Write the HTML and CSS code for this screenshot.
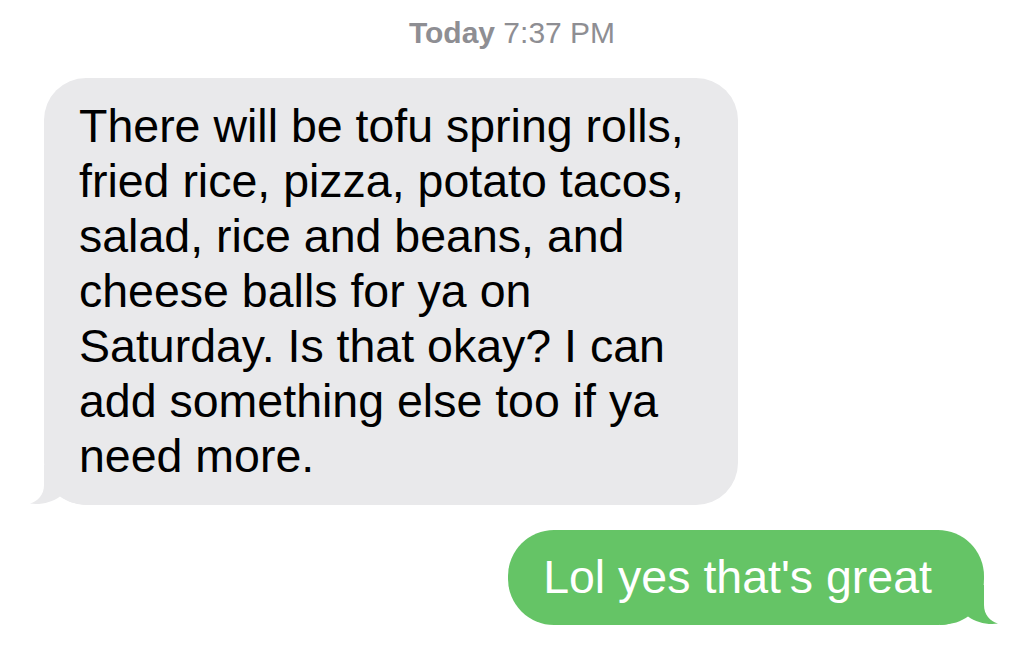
FILE: index.html
```html
<!DOCTYPE html>
<html lang="en">
<head>
<meta charset="utf-8">
<title>Messages</title>
<link rel="stylesheet" href="styles.css">
</head>
<body>
<main class="thread">
  <div class="timestamp"><b>Today</b> 7:37 PM</div>
  <div class="row row-in">
    <div class="bubble bubble-in">
      There will be tofu spring rolls,<br>fried rice, pizza, potato tacos,<br>salad, rice and beans, and<br>cheese balls for ya on<br>Saturday. Is that okay? I can<br>add something else too if ya<br>need more.
      <svg class="tail tail-in" width="60" height="40" viewBox="0 0 60 40" aria-hidden="true"><path d="M16 0 L16 20 C16 30 10 36 2 38.6 C12 40.2 24 37.5 32 31.5 C39 36.5 47 39.4 60 40 L60 0 Z"/></svg>
    </div>
  </div>
  <div class="row row-out">
    <div class="bubble bubble-out">
      Lol yes that's great
      <svg class="tail tail-out" width="60" height="40" viewBox="0 0 60 40" aria-hidden="true"><path d="M16 0 L16 20 C16 30 10 36 2 38.6 C12 40.2 24 37.5 32 31.5 C39 36.5 47 39.4 60 40 L60 0 Z"/></svg>
    </div>
  </div>
</main>
</body>
</html>
```

FILE: styles.css
```css
html, body {
  margin: 0;
  padding: 0;
  background: #ffffff;
}

body {
  font-family: "Liberation Sans", Arial, sans-serif;
  width: 1024px;
  height: 645px;
  overflow: hidden;
}

.thread {
  display: flex;
  flex-direction: column;
  padding-top: 16px;
}

.timestamp {
  text-align: center;
  font-size: 30px;
  line-height: 34px;
  color: #8e8e93;
}

.timestamp b {
  font-weight: 700;
}

.row {
  display: flex;
}

.row-in {
  margin-top: 28px;
  padding-left: 44px;
}

.row-out {
  margin-top: 25px;
  justify-content: flex-end;
  padding-right: 40px;
}

.bubble {
  position: relative;
  isolation: isolate;
  font-size: 46.5px;
  line-height: 55px;
  border-radius: 42px;
}

.bubble-in {
  width: 694px;
  box-sizing: border-box;
  padding: 21px 20px 21px 35px;
  background: #e9e9eb;
  color: #000000;
}

.bubble-out {
  padding: 20px 52px 20px 35px;
  background: #65c466;
  color: #ffffff;
  border-radius: 46px;
}

.tail {
  position: absolute;
  bottom: 0;
  z-index: -1;
}

.tail-in {
  left: -16px;
  fill: #e9e9eb;
}

.tail-out {
  right: -16px;
  fill: #65c466;
  transform: scaleX(-1);
}
```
______
» **TASK GOAL**
Make an exact reproduction of the listing above, without any pictures.

» **ANSWER FOR THE TASK**
Write the HTML and CSS code for this screenshot.
FILE: index.html
```html
<!DOCTYPE html>
<html lang="en">
<head>
<meta charset="utf-8">
<title>Messages</title>
<link rel="stylesheet" href="styles.css">
</head>
<body>
<main class="thread">
  <div class="timestamp"><b>Today</b> 7:37 PM</div>
  <div class="row row-in">
    <div class="bubble bubble-in">
      There will be tofu spring rolls,<br>fried rice, pizza, potato tacos,<br>salad, rice and beans, and<br>cheese balls for ya on<br>Saturday. Is that okay? I can<br>add something else too if ya<br>need more.
      <svg class="tail tail-in" width="60" height="40" viewBox="0 0 60 40" aria-hidden="true"><path d="M16 0 L16 20 C16 30 10 36 2 38.6 C12 40.2 24 37.5 32 31.5 C39 36.5 47 39.4 60 40 L60 0 Z"/></svg>
    </div>
  </div>
  <div class="row row-out">
    <div class="bubble bubble-out">
      Lol yes that's great
      <svg class="tail tail-out" width="60" height="40" viewBox="0 0 60 40" aria-hidden="true"><path d="M16 0 L16 20 C16 30 10 36 2 38.6 C12 40.2 24 37.5 32 31.5 C39 36.5 47 39.4 60 40 L60 0 Z"/></svg>
    </div>
  </div>
</main>
</body>
</html>
```

FILE: styles.css
```css
html, body {
  margin: 0;
  padding: 0;
  background: #ffffff;
}

body {
  font-family: "Liberation Sans", Arial, sans-serif;
  width: 1024px;
  height: 645px;
  overflow: hidden;
}

.thread {
  display: flex;
  flex-direction: column;
  padding-top: 16px;
}

.timestamp {
  text-align: center;
  font-size: 30px;
  line-height: 34px;
  color: #8e8e93;
}

.timestamp b {
  font-weight: 700;
}

.row {
  display: flex;
}

.row-in {
  margin-top: 28px;
  padding-left: 44px;
}

.row-out {
  margin-top: 25px;
  justify-content: flex-end;
  padding-right: 40px;
}

.bubble {
  position: relative;
  isolation: isolate;
  font-size: 46.5px;
  line-height: 55px;
  border-radius: 42px;
}

.bubble-in {
  width: 694px;
  box-sizing: border-box;
  padding: 21px 20px 21px 35px;
  background: #e9e9eb;
  color: #000000;
}

.bubble-out {
  padding: 20px 52px 20px 35px;
  background: #65c466;
  color: #ffffff;
  border-radius: 46px;
}

.tail {
  position: absolute;
  bottom: 0;
  z-index: -1;
}

.tail-in {
  left: -16px;
  fill: #e9e9eb;
}

.tail-out {
  right: -16px;
  fill: #65c466;
  transform: scaleX(-1);
}
```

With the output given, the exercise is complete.